Go through the listing and copy each line with the string "Clone".
◆ ◆ ◆
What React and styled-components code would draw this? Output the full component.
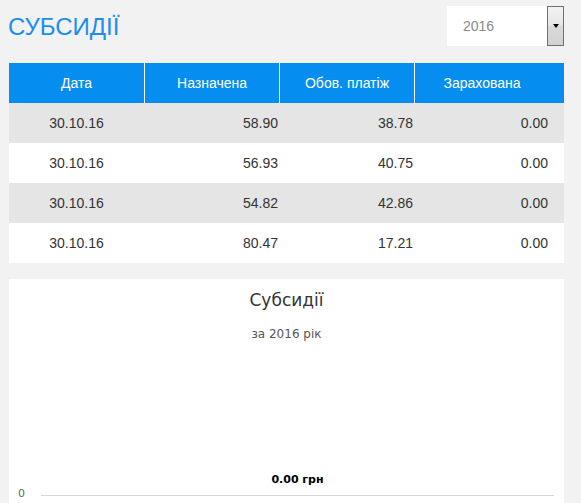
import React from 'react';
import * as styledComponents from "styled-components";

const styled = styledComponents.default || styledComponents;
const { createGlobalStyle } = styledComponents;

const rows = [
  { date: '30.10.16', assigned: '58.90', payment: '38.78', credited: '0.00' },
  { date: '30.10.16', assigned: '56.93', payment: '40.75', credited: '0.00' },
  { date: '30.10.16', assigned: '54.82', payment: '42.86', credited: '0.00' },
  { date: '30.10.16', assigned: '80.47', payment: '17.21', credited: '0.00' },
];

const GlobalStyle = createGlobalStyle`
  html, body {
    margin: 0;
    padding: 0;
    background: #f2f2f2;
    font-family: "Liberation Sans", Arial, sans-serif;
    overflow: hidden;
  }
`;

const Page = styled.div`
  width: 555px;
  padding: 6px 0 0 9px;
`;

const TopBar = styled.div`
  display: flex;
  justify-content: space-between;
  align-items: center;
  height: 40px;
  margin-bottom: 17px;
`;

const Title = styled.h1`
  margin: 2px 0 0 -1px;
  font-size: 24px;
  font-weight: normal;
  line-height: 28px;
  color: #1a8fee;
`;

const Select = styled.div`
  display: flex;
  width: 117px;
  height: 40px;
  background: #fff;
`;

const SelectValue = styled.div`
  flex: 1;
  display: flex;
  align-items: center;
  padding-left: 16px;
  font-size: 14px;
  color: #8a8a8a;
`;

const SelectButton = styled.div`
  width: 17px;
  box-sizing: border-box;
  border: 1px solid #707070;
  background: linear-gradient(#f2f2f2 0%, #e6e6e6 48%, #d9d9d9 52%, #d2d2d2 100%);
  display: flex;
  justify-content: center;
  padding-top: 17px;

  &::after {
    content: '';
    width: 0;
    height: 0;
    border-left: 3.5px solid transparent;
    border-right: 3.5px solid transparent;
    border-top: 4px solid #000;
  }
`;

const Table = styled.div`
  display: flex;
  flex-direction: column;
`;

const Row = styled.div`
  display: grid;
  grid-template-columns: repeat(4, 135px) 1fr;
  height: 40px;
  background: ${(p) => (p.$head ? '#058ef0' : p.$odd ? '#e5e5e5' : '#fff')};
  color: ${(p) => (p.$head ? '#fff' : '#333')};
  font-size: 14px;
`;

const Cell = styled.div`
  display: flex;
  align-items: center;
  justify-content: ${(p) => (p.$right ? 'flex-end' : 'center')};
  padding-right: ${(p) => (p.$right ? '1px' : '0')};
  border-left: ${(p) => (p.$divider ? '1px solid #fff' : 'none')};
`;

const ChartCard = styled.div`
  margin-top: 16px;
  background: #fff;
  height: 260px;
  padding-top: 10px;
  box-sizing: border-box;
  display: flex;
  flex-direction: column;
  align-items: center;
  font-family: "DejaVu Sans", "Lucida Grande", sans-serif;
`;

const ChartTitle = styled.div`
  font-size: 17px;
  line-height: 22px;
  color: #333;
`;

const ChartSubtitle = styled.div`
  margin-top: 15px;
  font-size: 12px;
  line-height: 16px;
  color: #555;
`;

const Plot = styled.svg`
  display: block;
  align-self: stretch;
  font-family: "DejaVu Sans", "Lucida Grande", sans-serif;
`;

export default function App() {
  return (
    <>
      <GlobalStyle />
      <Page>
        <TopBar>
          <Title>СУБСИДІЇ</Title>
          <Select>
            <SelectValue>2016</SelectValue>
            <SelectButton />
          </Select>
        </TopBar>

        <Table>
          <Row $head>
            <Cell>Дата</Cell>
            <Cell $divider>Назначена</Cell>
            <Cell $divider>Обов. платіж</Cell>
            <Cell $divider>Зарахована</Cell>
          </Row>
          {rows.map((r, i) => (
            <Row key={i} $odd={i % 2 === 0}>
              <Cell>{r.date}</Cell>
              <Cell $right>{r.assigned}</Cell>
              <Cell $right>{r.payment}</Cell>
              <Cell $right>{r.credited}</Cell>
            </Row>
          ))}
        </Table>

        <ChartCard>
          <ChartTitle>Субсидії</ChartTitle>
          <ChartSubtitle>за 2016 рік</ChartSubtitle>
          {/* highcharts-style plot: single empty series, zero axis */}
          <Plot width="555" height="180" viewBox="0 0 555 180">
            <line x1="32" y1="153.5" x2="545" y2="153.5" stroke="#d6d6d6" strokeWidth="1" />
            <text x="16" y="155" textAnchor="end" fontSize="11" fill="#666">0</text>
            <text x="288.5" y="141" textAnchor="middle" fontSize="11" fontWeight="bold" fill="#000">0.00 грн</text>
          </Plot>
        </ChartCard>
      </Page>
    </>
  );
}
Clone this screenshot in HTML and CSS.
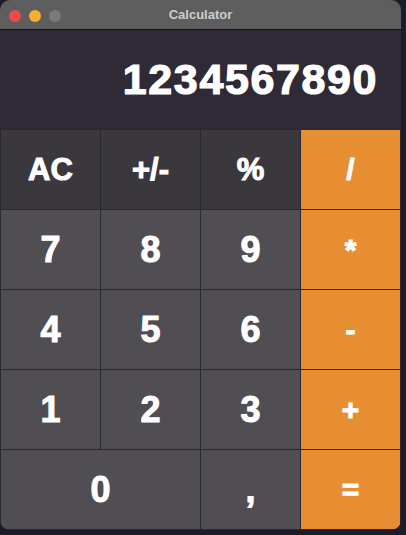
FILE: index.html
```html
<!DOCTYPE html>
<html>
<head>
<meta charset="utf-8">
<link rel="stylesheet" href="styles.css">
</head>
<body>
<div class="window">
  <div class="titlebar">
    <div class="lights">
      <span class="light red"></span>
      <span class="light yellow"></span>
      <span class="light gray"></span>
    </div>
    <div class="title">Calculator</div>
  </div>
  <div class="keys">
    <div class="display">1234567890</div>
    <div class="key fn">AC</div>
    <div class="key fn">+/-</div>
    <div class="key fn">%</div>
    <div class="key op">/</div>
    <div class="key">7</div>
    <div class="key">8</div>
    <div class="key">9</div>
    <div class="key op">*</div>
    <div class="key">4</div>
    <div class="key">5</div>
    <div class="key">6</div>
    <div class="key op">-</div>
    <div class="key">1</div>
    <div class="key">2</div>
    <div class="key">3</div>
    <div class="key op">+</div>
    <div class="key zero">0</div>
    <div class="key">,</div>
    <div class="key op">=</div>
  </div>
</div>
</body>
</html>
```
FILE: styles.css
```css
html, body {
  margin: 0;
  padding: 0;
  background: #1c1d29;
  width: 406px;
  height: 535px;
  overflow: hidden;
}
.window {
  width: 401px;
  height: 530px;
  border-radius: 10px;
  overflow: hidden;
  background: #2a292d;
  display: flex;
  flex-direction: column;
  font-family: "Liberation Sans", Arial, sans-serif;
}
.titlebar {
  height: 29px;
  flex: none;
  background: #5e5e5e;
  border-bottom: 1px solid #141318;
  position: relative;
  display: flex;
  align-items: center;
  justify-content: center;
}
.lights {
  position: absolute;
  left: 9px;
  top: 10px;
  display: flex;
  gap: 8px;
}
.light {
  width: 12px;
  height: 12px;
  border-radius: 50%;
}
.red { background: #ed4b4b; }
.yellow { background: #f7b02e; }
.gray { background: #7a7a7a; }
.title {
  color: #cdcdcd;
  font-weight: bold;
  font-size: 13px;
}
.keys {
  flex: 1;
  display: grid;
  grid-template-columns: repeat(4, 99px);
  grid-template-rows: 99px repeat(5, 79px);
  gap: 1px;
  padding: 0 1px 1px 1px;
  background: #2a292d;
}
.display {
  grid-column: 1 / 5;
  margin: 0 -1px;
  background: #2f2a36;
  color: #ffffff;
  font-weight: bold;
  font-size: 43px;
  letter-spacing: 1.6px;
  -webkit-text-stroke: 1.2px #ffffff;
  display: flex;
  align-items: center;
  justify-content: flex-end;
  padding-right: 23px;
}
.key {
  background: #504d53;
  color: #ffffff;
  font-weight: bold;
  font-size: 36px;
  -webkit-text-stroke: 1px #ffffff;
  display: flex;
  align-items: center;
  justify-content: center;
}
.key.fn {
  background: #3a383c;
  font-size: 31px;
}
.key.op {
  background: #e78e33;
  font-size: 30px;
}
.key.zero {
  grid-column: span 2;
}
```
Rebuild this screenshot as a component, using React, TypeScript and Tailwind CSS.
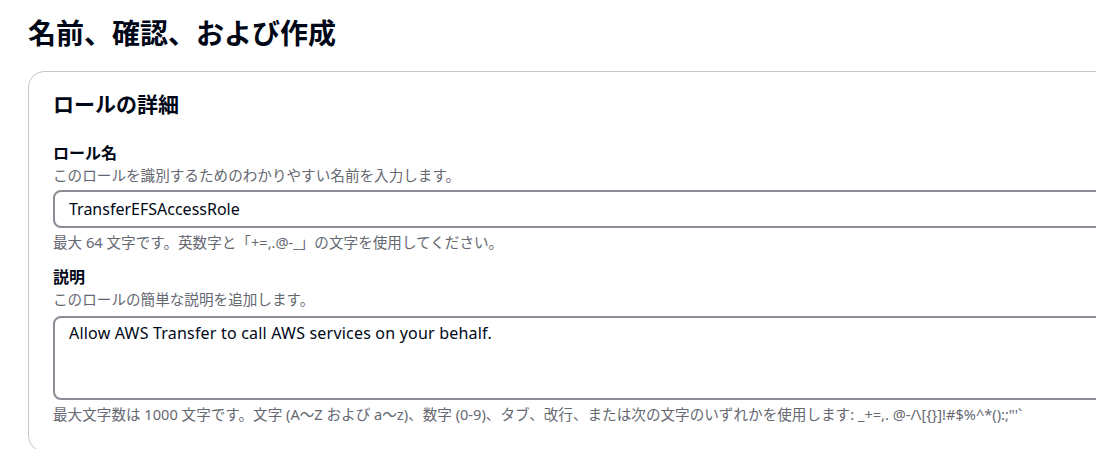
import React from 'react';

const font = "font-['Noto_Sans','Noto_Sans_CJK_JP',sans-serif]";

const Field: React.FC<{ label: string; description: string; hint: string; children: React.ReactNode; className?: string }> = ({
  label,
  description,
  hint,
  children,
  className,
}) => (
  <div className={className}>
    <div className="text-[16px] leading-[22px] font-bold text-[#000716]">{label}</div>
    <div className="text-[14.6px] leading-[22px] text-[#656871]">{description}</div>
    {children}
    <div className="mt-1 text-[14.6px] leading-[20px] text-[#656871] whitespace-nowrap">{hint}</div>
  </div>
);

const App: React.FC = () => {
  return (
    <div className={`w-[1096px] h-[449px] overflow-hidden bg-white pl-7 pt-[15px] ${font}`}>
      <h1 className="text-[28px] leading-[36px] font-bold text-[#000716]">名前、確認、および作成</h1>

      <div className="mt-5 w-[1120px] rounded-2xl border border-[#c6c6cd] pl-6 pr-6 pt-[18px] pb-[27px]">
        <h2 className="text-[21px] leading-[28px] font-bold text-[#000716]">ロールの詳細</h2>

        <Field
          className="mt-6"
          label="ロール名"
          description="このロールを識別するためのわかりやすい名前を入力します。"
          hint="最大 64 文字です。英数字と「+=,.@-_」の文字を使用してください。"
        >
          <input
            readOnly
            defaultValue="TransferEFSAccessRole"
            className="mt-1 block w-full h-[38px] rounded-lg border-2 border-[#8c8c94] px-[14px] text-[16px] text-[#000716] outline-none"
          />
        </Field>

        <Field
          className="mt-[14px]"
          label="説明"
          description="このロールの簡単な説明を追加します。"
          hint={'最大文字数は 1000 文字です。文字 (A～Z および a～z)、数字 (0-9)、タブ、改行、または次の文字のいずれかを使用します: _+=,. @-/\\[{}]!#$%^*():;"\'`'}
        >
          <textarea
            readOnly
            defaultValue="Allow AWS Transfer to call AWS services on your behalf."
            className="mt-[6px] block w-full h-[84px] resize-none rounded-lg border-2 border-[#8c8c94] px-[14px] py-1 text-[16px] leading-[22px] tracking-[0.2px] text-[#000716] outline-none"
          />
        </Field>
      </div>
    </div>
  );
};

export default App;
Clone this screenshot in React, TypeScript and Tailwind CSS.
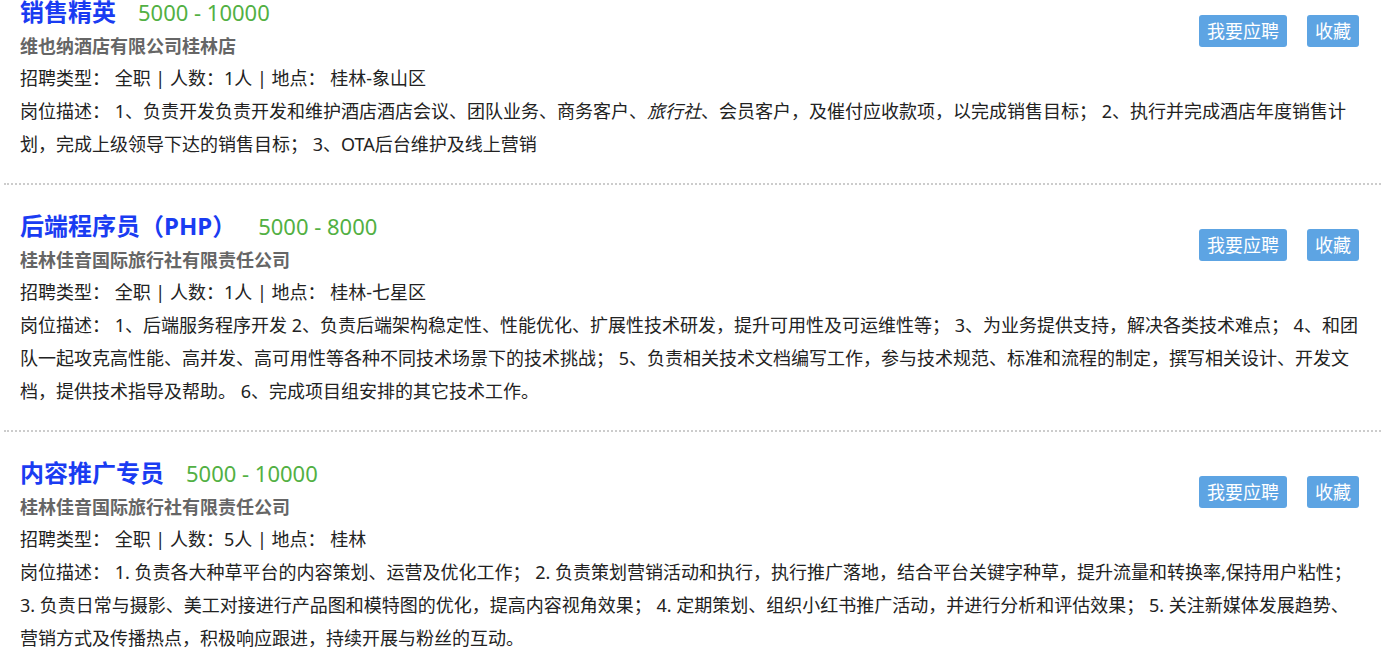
◆ ◆ ◆
TASK OUTPUT
Clone this screenshot in HTML and CSS.
Clone this screenshot in React, TypeScript and Tailwind CSS.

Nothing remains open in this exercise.